The next evolution—will contain 10 printing heads and produce parts 30x faster than the Mk1. Once this is realized, metallic design and manufacturing will be exponentially impacted across all industries.
Necessity… the mother of invention. – Plato
Quickly realizing that engineering school would not get interesting until his senior year in college, Zack Vader decided not to waste any time and began his life’s work in 2011 at the age of 18. His initial efforts culminated in the design of a micro-gas turbine generator. As he thought through the business case, he concluded that no one had produced something similar due to prohibitive manufacturing costs. In realizing that cost efficiency was on the critical path, Zack explored creating the turbine utilizing a cutting edge technology – 3D Metal Printing.
His creativity and ambition caught the attention of his father (Scott), who began to see the possibilities within Zack’s imaginative work. A 3D printing pioneer within the fiberglass industry, Scott found enjoyment in helping his son, and they utilized the latest turbine Computer Aided Design and Finite Element Analysis software to create a product that could potentially change the world.
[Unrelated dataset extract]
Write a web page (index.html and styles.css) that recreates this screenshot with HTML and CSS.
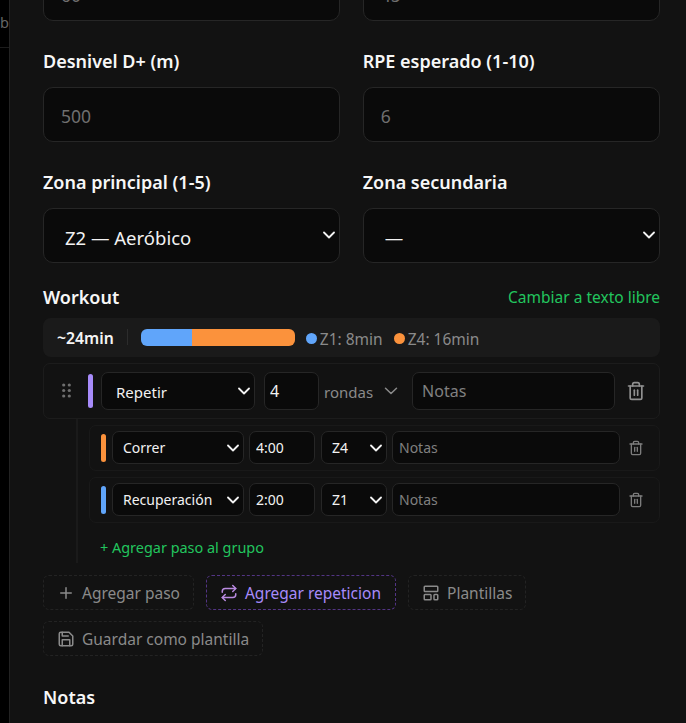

After an extensive search, the father and son team located one provider of 3D Metal Printing within in the US, and upon learning about Vader’s product, the company quickly became an enthusiastic partner. Shortly before the first turbine was to enter production, General Electric acquired the 3D printing company and all outside capacity was taken offline. Discouraged, but still inspired, Scott and Zack went searching for another source. Zack and Scott’s necessity of finding a 3D Metal Printing supplier – and the lack of any viable options – led them to the idea of developing their own version.
It was at this time that Zack identified and merged two complimenting technologies for a new printer: Magneto Hydro Dynamics (MHD) & Liquid Metal Jet Printing (LMJP). Through this melding of MHD and LMJP, the MagnetoJet was born.
Beyond overseeing the innovation process at Vader, Scott’s career has led him to be a recognized expert in the additive composite manufacturing industry. He ran US operations for a large Canadian manufacturer and was responsible for all facets of the US business, including many engineering innovations. He has pioneered many virtual prototyping, CAE, CFD methods to generate industry-leading time to market for industrial products.
Chief Innovation Officer
From development of road skis, to IED blast injury prevention helmets, to liquid-cooled high performance gaming computers, Zack has a voracious drive to solve problems and improve the world. In designing a micro-gas turbine generator, Zack realized that the lack of accessible, low cost metal additive manufacturing technology was the major challenge to current industrial innovation. His vision of jet printing molten metals using MHD propulsion led to the inception of Vader Systems.